F1: Wolff admits Mercedes got orders wrong in Hungary
AUG 23, 2014 2:29p ET
Mercedes F1 Executive Director Toto Wolff admits that the team made mistakes in the team orders controversy in Hungary, and says that Nico Rosberg should not have been told that Lewis Hamilton was going to let him past.
Wolff says that the team will take extra care to be fair to both drivers in the future in similar situations after events were talked through by the drivers, Wolff and Paddy Lowe on Thursday.
“We spent a lot of time actually analyzing what happened, what went wrong, and what was right,” said Wolff on Saturday. “Because everything is multiplied within the media and from the fans of each other's camps you need to be aware that every word you say is being scrutinized and analyzed. I think what happened was a pretty normal situation among teammates, that one is on a certain strategy, the other is on another strategy. Nico was running two places in front of Lewis when he got the call for changing the tires, he came out behind Lewis, and now the tricky bit starts.
“In any other team similar to ours you would make the driver in front aware that the guy behind him has another stop to do what then would happen is you just I think go in whatever way. But because the battle is so intense and it's two number one drivers and not one it's clear that you cannot expect the front guy to lift the throttle, brake, lose a couple of hundred metres, and probably jeopardize his own race massively.
“We still believe the principle is right of making the guy aware that the other guy has one more stop to go, and this is why you should let him go. What was being told to Nico was that Lewis is going to let him by, which is probably just not the right wording. Whether it was driven by instinct, or intellect, or following the procedures, I don't know. But whatever Lewis said was right in my opinion. He said he can overtake me. He wouldn't have made his life difficult – it's probably the only thing you can expect from the guy in front. So we need to choose our words carefully, that's what we must be aware of in the heat of the battle.”

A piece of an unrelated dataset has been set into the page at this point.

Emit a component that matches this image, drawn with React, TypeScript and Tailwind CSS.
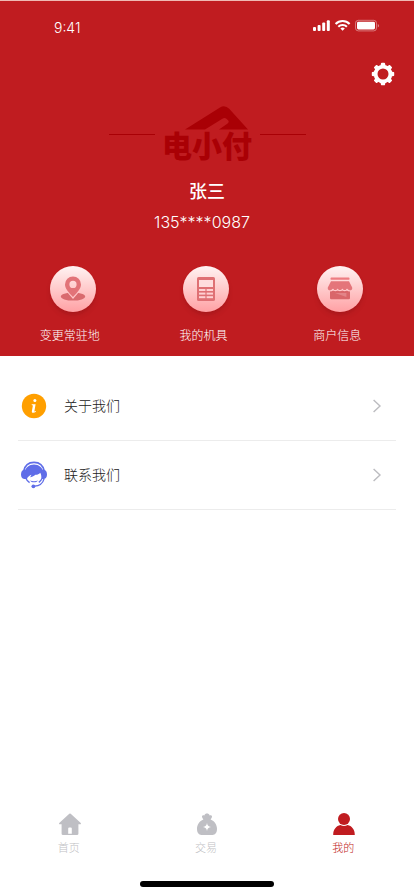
import type { ReactNode } from 'react'

type ShortcutProps = {
  label: string
  icon: ReactNode
}

type MenuRowProps = {
  label: string
  icon: ReactNode
}

type TabProps = {
  label: string
  icon: ReactNode
  active?: boolean
}

const StatusBar = () => {
  return (
    <div className="flex items-center justify-between pt-[15px] pl-[54px] pr-[34px]">
      <span className="text-sm leading-6 font-light">9:41</span>
      <svg width="68" height="14" viewBox="0 0 68 14" className="-mt-1" fill="#fff">
        <rect x="1" y="8" width="3" height="4" rx="1" />
        <rect x="5.6" y="6" width="3" height="6" rx="1" />
        <rect x="10.2" y="3.6" width="3" height="8.4" rx="1" />
        <rect x="14.8" y="1.2" width="3" height="10.8" rx="1" />
        <g fill="none" stroke="#fff" strokeWidth="2.1">
          <path d="M23.6 4.9a10 10 0 0 1 14 0" />
          <path d="M26.3 7.7a6.2 6.2 0 0 1 8.6 0" />
        </g>
        <path d="M28.4 9.5a3.4 3.4 0 0 1 4.4 0L30.6 11.8z" />
        <rect x="43.5" y="1.3" width="21" height="10.6" rx="2.8" fill="none" stroke="#fff" strokeOpacity="0.4" />
        <rect x="45" y="2.8" width="18" height="7.6" rx="1.4" />
        <path d="M65.8 5v3.4c1.6-.5 1.6-2.9 0-3.4z" fillOpacity="0.5" />
      </svg>
    </div>
  )
}

const GearIcon = () => {
  const angles = [0, 45, 90, 135, 180, 225, 270, 315]
  return (
    <svg width="24" height="24" viewBox="0 0 24 24">
      <circle cx="12" cy="12" r="7.4" fill="none" stroke="#fff" strokeWidth="3.8" />
      {angles.map((angle) => (
        <path
          key={angle}
          d="M9.4 4.2 10 1.3Q10.200.8 10.800.8H13.200Q13.800.8 14 1.3L14.600 4.2z"
          fill="#fff"
          transform={`rotate(${angle} 12 12)`}
        />
      ))}
    </svg>
  )
}

const Logo = () => {
  return (
    <div className="flex items-center justify-center text-[#a90005]">
      <span className="h-px w-[46px] bg-[#a90005]" />
      <div className="flex w-[105px] flex-col items-center">
        <svg width="64" height="24" viewBox="0 0 64 24" className="ml-5" fill="currentColor">
          <path d="M0 23.4 35 1.4Q40-1.4 44.2 2.8L63 23.4H34L42.6 17.4Q44.6 15.8 43 14.2L41.4 12.8Q39.6 11.4 37.4 12.8L20 23.4z" />
        </svg>
        <span className="text-[30px] leading-8 font-black">电小付</span>
      </div>
      <span className="h-px w-[46px] bg-[#a90005]" />
    </div>
  )
}

const LocationIcon = () => {
  return (
    <svg width="26" height="26" viewBox="0 0 26 26">
      <ellipse cx="13" cy="20.6" rx="12.2" ry="4" fill="#d96a6e" />
      <path d="M13 23 6.6 15.4h12.8z" fill="#ffc6c8" />
      <path
        d="M13 21C8.6 16.2 5 12.4 5 8.4a8 8 0 0 1 16 0c0 4-3.6 7.8-8 12.6zM13 4.8a3.6 3.6 0 1 0 0 7.2 3.6 3.6 0 0 0 0-7.2z"
        fill="#e27378"
        fillRule="evenodd"
      />
    </svg>
  )
}

const TerminalIcon = () => {
  return (
    <svg width="26" height="26" viewBox="0 0 26 26">
      <rect x="4" y="1" width="18" height="24" rx="1.6" fill="#df7074" />
      <rect x="6" y="4" width="14" height="7" fill="#ffdcdd" />
      <g fill="#ffd0d2">
        <rect x="6" y="13" width="6.4" height="2" />
        <rect x="13.6" y="13" width="6.4" height="2" />
        <rect x="6" y="16.6" width="6.4" height="2" />
        <rect x="13.6" y="16.6" width="6.4" height="2" />
        <rect x="6" y="20.2" width="6.4" height="2" />
        <rect x="13.6" y="20.2" width="6.4" height="2" />
      </g>
    </svg>
  )
}

const ShopIcon = () => {
  return (
    <svg width="26" height="26" viewBox="0 0 26 26">
      <rect x="3.6" y="1.6" width="18.8" height="2.2" rx="0.6" fill="#ee7d82" />
      <path d="M3 14.4h20V22a1.2 1.2 0 0 1-1.2 1.2H4.2A1.2 1.2 0 0 1 3 22z" fill="#d9666a" />
      <path d="M8 17h11.4v4z" fill="#e38488" />
      <path
        d="M4 5.2h18L25.2 11.4c.4 1.8-.8 3-2.6 3-1.2 0-2-.5-2.6-1.3-1.2 1.7-3.4 1.7-4.6 0-1.2 1.7-3.6 1.7-4.8 0-1.2 1.7-3.4 1.7-4.6 0-.6.8-1.4 1.3-2.6 1.3-1.8 0-3-1.2-2.6-3z"
        fill="#e4757a"
      />
      <path
        d="M2.8 15c1.4 0 2.4-.6 3.2-1.5 1.2 1.5 3.4 1.5 4.6 0 1.2 1.5 3.6 1.5 4.8 0 1.2 1.5 3.4 1.5 4.6 0 .8.9 1.8 1.5 3.2 1.5"
        fill="none"
        stroke="#ffc9cb"
        strokeWidth="1.2"
      />
    </svg>
  )
}

const InfoIcon = () => {
  return (
    <svg width="26" height="26" viewBox="0 0 26 26">
      <circle cx="13" cy="13" r="12.2" fill="#ff9f00" />
      <circle cx="13.9" cy="7.6" r="1.5" fill="#fff" />
      <path
        d="M10.8 11.2h3.8l-1.2 6.8c-.1.7.5.7 1.4.1l.2.7c-2.2 1.6-4.6 1.5-4.1-.9l1-5.4-1.3-.5z"
        fill="#fff"
      />
    </svg>
  )
}

const SupportIcon = () => {
  return (
    <svg width="26" height="28" viewBox="0 0 26 28" fill="#5f6de8">
      <path
        d="M2.6 10.4C3.8 4.6 8 1.4 13 1.4s9.200 3.2 10.4 9"
        fill="none"
        stroke="#5f6de8"
        strokeWidth="1.6"
      />
      <path d="M3.600 18V11.600C4.200 6.400 8.200 3.400 13 3.400s8.800 3 9.400 8.200V18h-2c.2-2.800-.2-4.600-1.200-6.200-1.400 1.600-3.200 2.200-4.800 2-1.800 1.600-3.600 2.200-5.400 2.400.8-.8 1.200-1.600 1.400-2.400-2.200 1-3.800 2.200-4.400 4.200z" />
      <path d="M5.200 8.800H3.200C1 9.200 0 11 0 13.400s1 4.200 3.200 4.600h2z" />
      <path d="M20.800 8.800h2c2.200.4 3.200 2.200 3.200 4.600s-1 4.200-3.200 4.600h-2z" />
      <path
        d="M5 17.400c.8 2 2 3.200 3.600 4.200M23.200 17.600c-1.400 4.800-4.800 7.400-9.800 7.600M21 17.400c-.8 1.800-1.800 3-3.200 4"
        fill="none"
        stroke="#5f6de8"
        strokeWidth="1.3"
      />
      <path d="M9 19.400c2.400 1 5.600 1 8 0-1.600 2.600-6.400 2.600-8 0z" />
      <circle cx="12.4" cy="25.3" r="1.9" />
    </svg>
  )
}

const HomeIcon = () => {
  return (
    <svg width="24" height="24" viewBox="0 0 24 24" fill="currentColor">
      <path
        d="M11.3 1.7q.7-.6 1.4 0l9.8 9c.8.8.6 1.6-.5 1.6h-1.6v9.5c0 .7-.4 1.1-1.1 1.1H4.7c-.7 0-1.1-.4-1.1-1.1v-9.5H2c-1.1 0-1.3-.8-.5-1.6zM10.2 21.8h3.6v-5.4a1 1 0 0 0-1-1h-1.6a1 1 0 0 0-1 1z"
        fillRule="evenodd"
      />
    </svg>
  )
}

const MoneyBagIcon = () => {
  return (
    <svg width="24" height="24" viewBox="0 0 24 24" fill="currentColor">
      <path
        d="M7 5c-.2-1.4 1-2 2.4-1.5C10 .9 14 .9 14.6 3.5 16 3 17.2 3.6 17 5c-.2.9-.9 1.6-1.4 2.4 4 1.7 6.4 5.2 6.4 9.4 0 4-1.8 6.100-4.4 6.100H6.4C3.8 22.9 2 20.8 2 16.8c0-4.200 2.400-7.700 6.400-9.400C7.900 6.600 7.200 5.900 7 5zM12 11c-.5 2.600-1.400 3.500-4 4 2.600.5 3.500 1.400 4 4 .5-2.600 1.400-3.500 4-4-2.600-.5-3.500-1.400-4-4z"
        fillRule="evenodd"
      />
    </svg>
  )
}

const ProfileIcon = () => {
  return (
    <svg width="24" height="24" viewBox="0 0 24 24" fill="currentColor">
      <circle cx="12" cy="7" r="6" />
      <path d="M1.2 22.9c0-5.4 3.2-9 7.2-9.8 2.4 1.3 4.8 1.3 7.2 0 4 .8 7.2 4.4 7.2 9.8z" />
    </svg>
  )
}

const Shortcut = ({ label, icon }: ShortcutProps) => {
  return (
    <button type="button" className="flex flex-col items-center">
      <span className="pl-1.5">
        <span className="flex h-[46px] w-[46px] items-center justify-center rounded-full bg-linear-to-b from-[#fff3f3] to-[#ffa0a4] shadow-md">
          {icon}
        </span>
      </span>
      <span className="mt-3.5 text-xs leading-5 font-light">{label}</span>
    </button>
  )
}

const MenuRow = ({ label, icon }: MenuRowProps) => {
  return (
    <li>
      <a
        href="#"
        className="flex h-[69px] items-center border-b border-[#ececec] pr-3.5 pl-0.5"
      >
        <span className="flex w-7 justify-center">{icon}</span>
        <span className="ml-4 flex-1 text-sm font-light">{label}</span>
        <svg width="10" height="14" viewBox="0 0 10 14" fill="none" stroke="#bcbcc0" strokeWidth="1.4">
          <path d="M1.6 1 8 7l-6.4 6" />
        </svg>
      </a>
    </li>
  )
}

const Tab = ({ label, icon, active }: TabProps) => {
  return (
    <a
      href="#"
      className={`flex flex-col items-center gap-1 ${
        active ? 'text-[#c01c20]' : 'text-[#bfbfc4]'
      }`}
    >
      <span className="pl-0.5">{icon}</span>
      <span className="text-[11px] leading-4 font-light">{label}</span>
    </a>
  )
}

export default function App() {
  return (
    <div className="flex min-h-screen flex-col bg-white font-['Inter','Noto_Sans_CJK_SC',sans-serif] text-[#222222]">
      <header className="border-t border-[#efb9b3] bg-[#c01c20] pb-2.5 text-white">
        <StatusBar />
        <div className="mt-[22px] flex justify-end pr-[19px]">
          <button type="button" aria-label="设置">
            <GearIcon />
          </button>
        </div>
        <div className="mt-5">
          <Logo />
        </div>
        <h1 className="mt-4 text-center text-lg leading-7 font-medium">张三</h1>
        <p className="mt-0.5 pr-2.5 text-center text-base leading-7 font-light">135****0987</p>
        <div className="mt-[30px] grid grid-cols-3 pr-2.5 pl-[3px]">
          <Shortcut label="变更常驻地" icon={<LocationIcon />} />
          <Shortcut label="我的机具" icon={<TerminalIcon />} />
          <Shortcut label="商户信息" icon={<ShopIcon />} />
        </div>
      </header>

      <main className="flex-1 px-[18px] pt-4">
        <ul>
          <MenuRow label="关于我们" icon={<InfoIcon />} />
          <MenuRow label="联系我们" icon={<SupportIcon />} />
        </ul>
      </main>

      <nav className="grid grid-cols-3 pr-0.5">
        <Tab label="首页" icon={<HomeIcon />} />
        <Tab label="交易" icon={<MoneyBagIcon />} />
        <Tab label="我的" icon={<ProfileIcon />} active />
      </nav>
      <div className="mx-auto mt-[25px] mb-[9px] h-[6px] w-[134px] rounded-full bg-black" />
    </div>
  )
}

Wolff says it's inevitable that there will be more issues: “I think it wasn't the last time we encountered some controversy between the two, and probably it wasn't the last time we will have to learn, and learn on the job. So it stays exciting for us.”
When asked about how the Thursday meeting had progressed, Rosberg declined to comment, while Hamilton said it had been positive. Inevitably the speculation is that the Briton was happier with how things turned out, and Wolff admitted that a psychological battle is going on.
“This is not only a race on the track, this is a race off the track as well. Part of the race is positioning yourself and trying to make sure that you are in the best possible position within the relationships with the team and with everybody in order to get the best out of the team for yourself.
“I think it is completely normal for the race drivers, like any other individual, to have ups and downs. Sometimes you're happier, next time you're less happy. For us we have to make sure we extract the maximum from both of them. This is why we want to give them the environment and the support that they need to perform at their best.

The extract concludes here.